それでもあえていうなら「続けること」かな。
自分、枠をいい状態にキープすることの難しさを痛感した時期があったんです。一年近くSランク帯を維持していたとき、どうしてもランクキープに気持ちが持っていかれて、日々の状況で自分のメンタルが上下したり無駄に焦ったり。

もうどうしようもなくなって、ある日ファンの子たちと腹を割っていろんな話をしたんです。そこで気づかされたのが、リスナーがきつい状態でランクキープし続けたところで自分もリスナーさんも何も満たされないってことでした。それでちょうど一年Sランクをキープできたのを節目に、気持ちを一新して配信に臨みました。

結果、向き合い方が変わっただけなのに、枠の雰囲気がぐんと良くなったんです。肩の力が抜けて配信を心底楽しむことができたし、みんなとも気持ちが通じている実感もありました。そしたら、その時期を起点にファンバッジを取る方が急増したんです。それまではがんばっても50人ほどだったのが90人くらいまで伸びたんですよね。そういう意味でも、日常の大切さや配信を楽しむという初心を忘れちゃいけない。ライバーの目標=リスナーさんの目的ではないってことを常に意識しながら、いまの状態をキープしていきたいと思ってます。

つい先日もリスナーさんと「60歳くらいになってもライバーやってんのかね」なんて話になったんですけど。60を過ぎても自分がおもしろい配信ができているなら、それこそが自分の目標なのかもしれないですね。だからそれまでIRIAMも元気でいてください!(笑)

理想の追求

―たくてぃさんの目標のためにも、万全を期したいと思います。
それでは最後に、これからライバーをめざそうとされている方にメッセージをお願いします。

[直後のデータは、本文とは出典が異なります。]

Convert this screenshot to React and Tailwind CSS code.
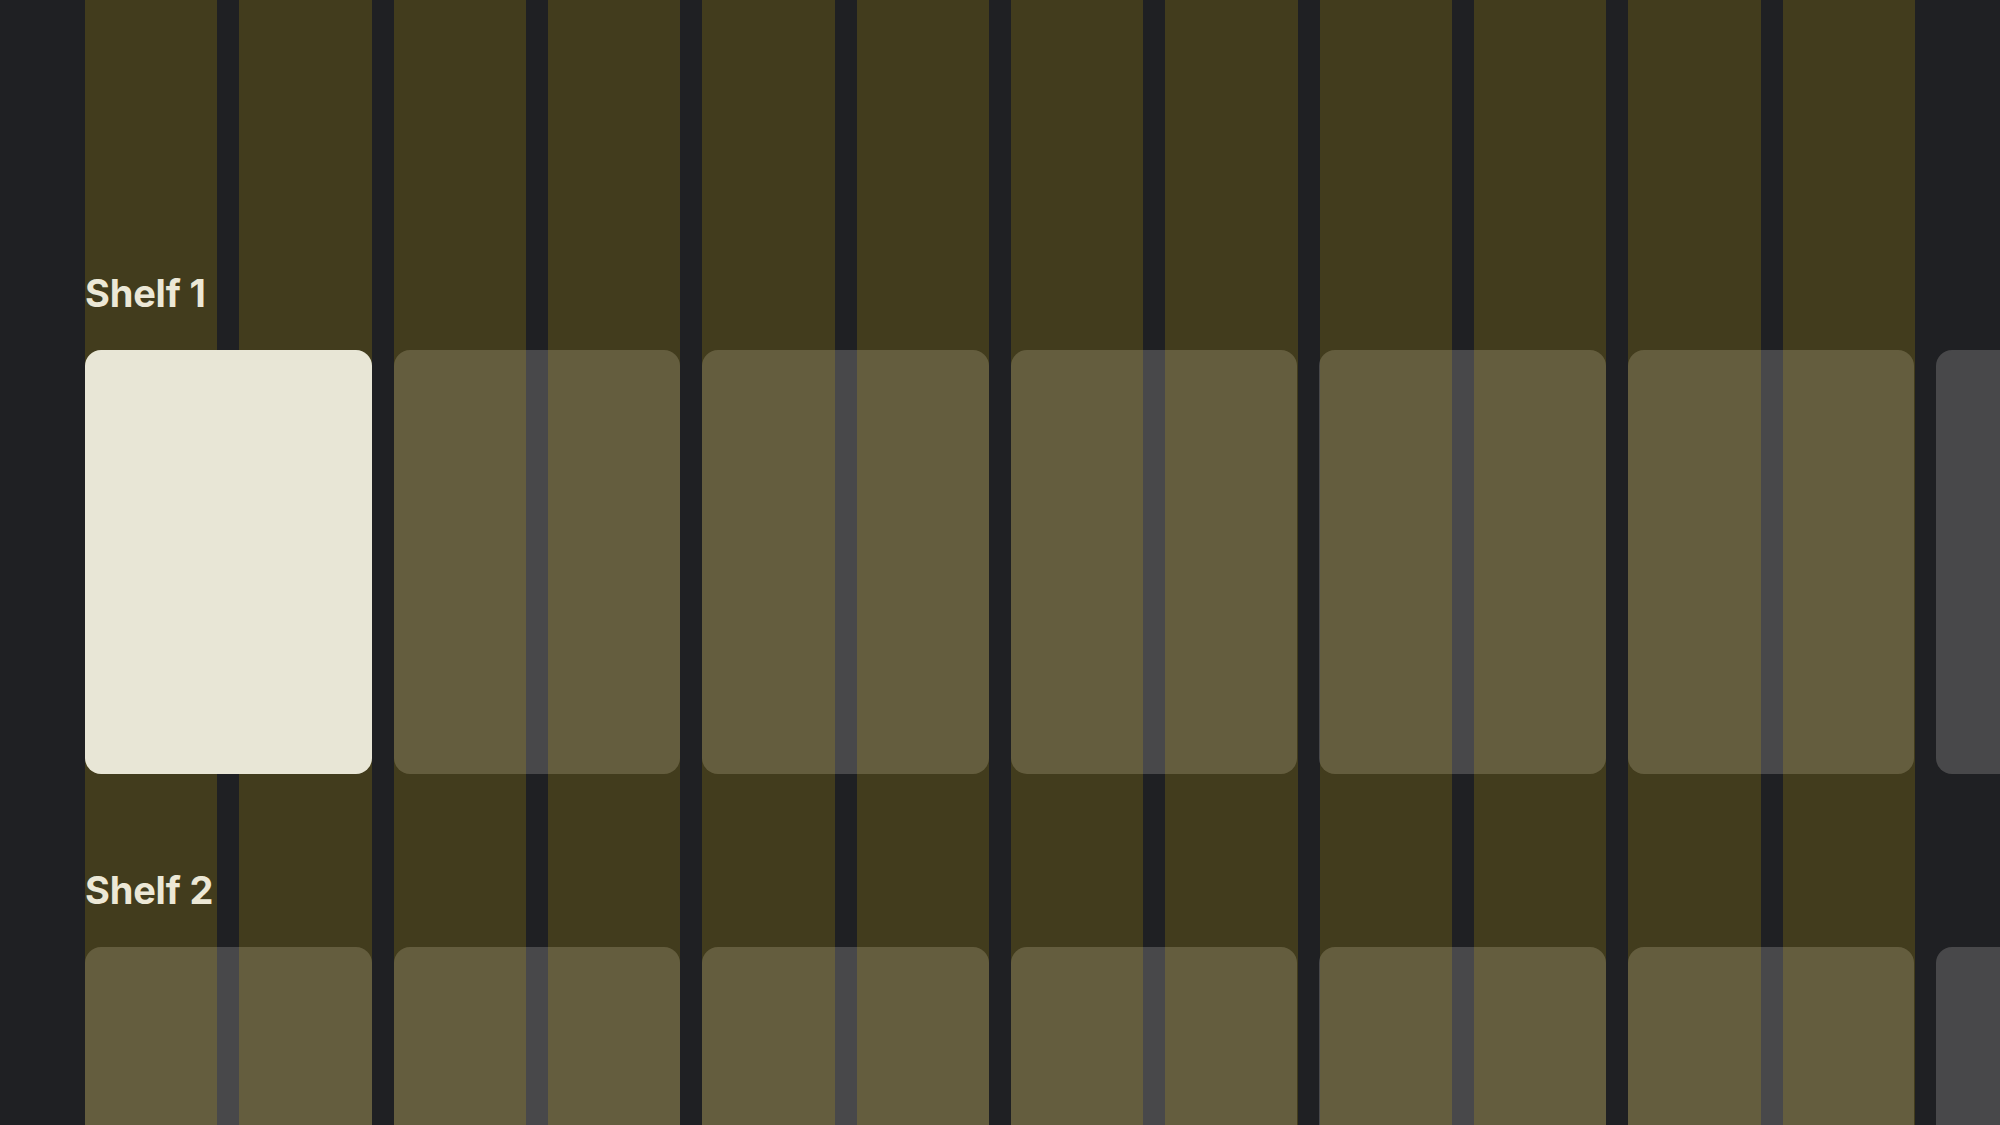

ライバーをめざそうとしてる人はきっと、IRIAMに関する情報をいろいろチェックしたり、イベントやギフトのこととか細かく調べたりしていると思うんです。でもあまり数値的な話には惑わされず、まずは配信の楽しさを体感してほしいです。

自分が中心になれる時間や、自分の話を聞くために人が集まってくれる空間なんて配信でしか実現しないものだし。型にはまったアバターじゃなく、いまのリアルな自分じゃない理想の自分をフレキシブルに表現できるIRIAMの根源的なおもしろさは、ほかではなかなか体験できるものじゃないしね。

配信に行き詰まっている人は、さっき自分が話したようなランクアップやキープにとらわれすぎているのかも。そこは同じスランプに陥った経験者として、ポイントを稼ぐことより配信の本質を見失わないことが大事だよって伝えたいですね。

あと、最初に気負いすぎないことも大事。トップバナーチャレンジで50位くらいでも、そこからSランクに行った人なんてざらにいるし。目先の結果や競争よりも継続することに目を向けて、とりあえず続けてみること。

それでどうにもならなければ、キャラ設定をつくり直せばいい。これまで積み重ねた日々を捨てるのは惜しいと感じるだろうけど、思い悩んでライバーをやめてしまうくらいなら建て直して再チャレンジすればいい。よほどの審美眼でもなければ、最初に選んだ立ち絵が最善とはいえないわけだしね。自分に合ってないと思ったらやり直せばいい。配信する中で自分の新たなキャラを発見できるかもしれないし、リスナーさんたちから教えてもらうことだってある。自分がリスナーさんたちに声いいと評価してもらえたり、意外に耳がよくて歌覚えが早いなんてことに気づけたりしたみたいにね。その特徴をキャラに反映していくのもあり。現に自分もいろんな企画に生かせています。

あまり深刻になりすぎず、IRIAMでの配信を柔軟に楽しんでほしい。自分が楽しめてれば、枠も自然と盛り上がるはずだから。お互い気負わずやっていきましょう!